X

Home networks answer the call

Two new products that link home computers via telephone wiring steal market share from Ethernet products.

3 min read
After a year of hype about home networking as the next huge trend, consumers have begun to warm up to the new technology, which lets them easily connect their home PCs together and share Internet access.

Two new products from Intel and Diamond Multimedia that link PCs and peripherals via telephone wiring have recently approached the top of the market, taking some market share from the trenchant Ethernet technology. It may be just the beginning.

The networking market for small offices and home offices has historically been dominated by Ethernet--the classic but sometimes esoteric computer-networking technology. But the new wave of networking kits--aimed at home users--are easier to use and require no extra wiring.

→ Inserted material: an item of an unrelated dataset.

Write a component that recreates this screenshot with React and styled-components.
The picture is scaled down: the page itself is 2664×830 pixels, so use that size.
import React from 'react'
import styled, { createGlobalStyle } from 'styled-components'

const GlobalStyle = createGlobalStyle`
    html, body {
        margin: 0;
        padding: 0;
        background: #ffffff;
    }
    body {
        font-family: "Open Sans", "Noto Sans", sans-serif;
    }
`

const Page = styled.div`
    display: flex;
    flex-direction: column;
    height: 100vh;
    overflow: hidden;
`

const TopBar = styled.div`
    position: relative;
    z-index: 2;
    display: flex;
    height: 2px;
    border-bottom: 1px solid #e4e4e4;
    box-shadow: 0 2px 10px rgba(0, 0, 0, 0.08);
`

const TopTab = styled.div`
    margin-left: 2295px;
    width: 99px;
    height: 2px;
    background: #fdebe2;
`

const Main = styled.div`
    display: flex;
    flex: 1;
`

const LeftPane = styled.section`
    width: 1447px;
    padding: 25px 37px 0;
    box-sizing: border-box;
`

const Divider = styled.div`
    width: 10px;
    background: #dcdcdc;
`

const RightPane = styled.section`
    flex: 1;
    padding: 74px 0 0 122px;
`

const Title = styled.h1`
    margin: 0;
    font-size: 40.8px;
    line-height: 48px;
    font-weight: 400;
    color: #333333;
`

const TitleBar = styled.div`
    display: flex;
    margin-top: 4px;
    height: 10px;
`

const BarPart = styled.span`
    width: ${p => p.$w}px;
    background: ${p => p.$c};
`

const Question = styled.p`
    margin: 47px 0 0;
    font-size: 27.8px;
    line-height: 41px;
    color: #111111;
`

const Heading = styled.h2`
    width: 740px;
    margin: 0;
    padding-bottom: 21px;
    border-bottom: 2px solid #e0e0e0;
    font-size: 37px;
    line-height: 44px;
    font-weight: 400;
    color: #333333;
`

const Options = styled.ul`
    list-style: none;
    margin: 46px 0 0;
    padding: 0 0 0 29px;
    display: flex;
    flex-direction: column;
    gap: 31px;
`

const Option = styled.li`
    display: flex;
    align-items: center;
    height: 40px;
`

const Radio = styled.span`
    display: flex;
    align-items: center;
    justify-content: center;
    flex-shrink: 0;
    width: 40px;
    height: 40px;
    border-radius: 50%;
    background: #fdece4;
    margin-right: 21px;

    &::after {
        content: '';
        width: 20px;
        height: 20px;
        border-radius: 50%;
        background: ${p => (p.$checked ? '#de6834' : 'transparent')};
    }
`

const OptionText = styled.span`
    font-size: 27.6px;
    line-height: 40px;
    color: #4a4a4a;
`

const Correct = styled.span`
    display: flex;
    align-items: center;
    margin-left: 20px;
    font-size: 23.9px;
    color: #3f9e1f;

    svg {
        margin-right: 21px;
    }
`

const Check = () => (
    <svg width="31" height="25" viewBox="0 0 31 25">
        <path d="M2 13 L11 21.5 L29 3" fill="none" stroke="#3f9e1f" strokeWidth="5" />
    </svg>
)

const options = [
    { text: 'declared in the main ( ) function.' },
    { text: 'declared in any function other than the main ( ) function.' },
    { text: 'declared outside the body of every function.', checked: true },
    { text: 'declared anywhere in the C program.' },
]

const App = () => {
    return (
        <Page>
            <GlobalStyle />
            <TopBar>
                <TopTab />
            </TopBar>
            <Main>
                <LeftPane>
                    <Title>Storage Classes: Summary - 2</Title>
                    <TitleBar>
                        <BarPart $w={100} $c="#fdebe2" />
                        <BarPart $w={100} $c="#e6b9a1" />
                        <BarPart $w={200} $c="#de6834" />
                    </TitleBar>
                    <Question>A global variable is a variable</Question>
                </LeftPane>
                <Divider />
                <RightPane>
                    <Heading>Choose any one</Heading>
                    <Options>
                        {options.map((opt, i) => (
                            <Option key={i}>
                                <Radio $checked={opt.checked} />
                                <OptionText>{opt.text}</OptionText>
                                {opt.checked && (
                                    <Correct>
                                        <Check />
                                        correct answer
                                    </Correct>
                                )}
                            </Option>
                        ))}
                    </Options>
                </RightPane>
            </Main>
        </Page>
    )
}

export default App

While four Ethernet-based kits, led by Linksys, rank in the top four, two recently released phoneline consumer-oriented kits by Intel and Diamond Multimedia placed fifth and sixth in the total number of products sold this May, according to market research firm PC Data, which tracks sales of hardware and software from 20 retail and mail-order outlets.

The lion's share of sales was for Ethernet-based kits, which totaled 95 percent of the market. The rest is a mix of wireless and power-line products, according to the study.

Power-line alternatives allow people to connect PCs through electrical outlets. But in the last five months, phone-line technology has stolen some market share.

Out of 250,000 units sold in May, Ethernet-based kits dipped to 73.7 percent of the market, while phone-line products shot up to 22.1 percent. Wireless technology from Proxim and others had 3.2 percent, and a power-line kit from Intelogis was last with 1 percent.

Analyst Steve Baker, of PC Data, said most buyers of home-networking products today are early adopters, but the good showing by Intel and Diamond means home networking is not just hype.

"The majority of the business is still a standard Ethernet setup," Baker said. "But phone-line looks real strong right off the bat."

Most analysts believe home-networking will take off once faster Internet access through cable modems and digital subscriber lines (DSL) is more readily available. In fact, a recent Cahners In-Stat Group study expects the U.S. home networking market to reach $230 million by 1999 and jump to $1.4 billion by 2003. It predicts that phone-line technology will capture 50 to 70 percent of the market, wireless will take a third, leaving power-line products with less than 10 percent.

In May, Intel and Diamond cracked the top six list of networking kits sold. Intel's AnyPoint product had 6 percent of the total networking kit market, while Diamond's, now owned by S3, had 4.5 percent. Above them were two Linksys products with 32 percent of the market, D-Link with 14 percent and NortelNetworks' NetGear with 13 percent.

Baker believes the new technologies will make a bigger impact late this year or early next year once people figure out what kind of broadband access they want and when more companies, such as the 3Com and Microsoft alliance come out with their phone-line and wireless products.

"If you ask people why they're doing this, I suspect it's to share Internet access," Baker said. "We're in the midst of a big competition, 'Should we choose DSL or a cable modem? Or should we stay on the phone?' There's a whole bunch of things banging up on each other that makes some of these decisions difficult. They don't want to network their homes if they don't know if they're going to have DSL or cable."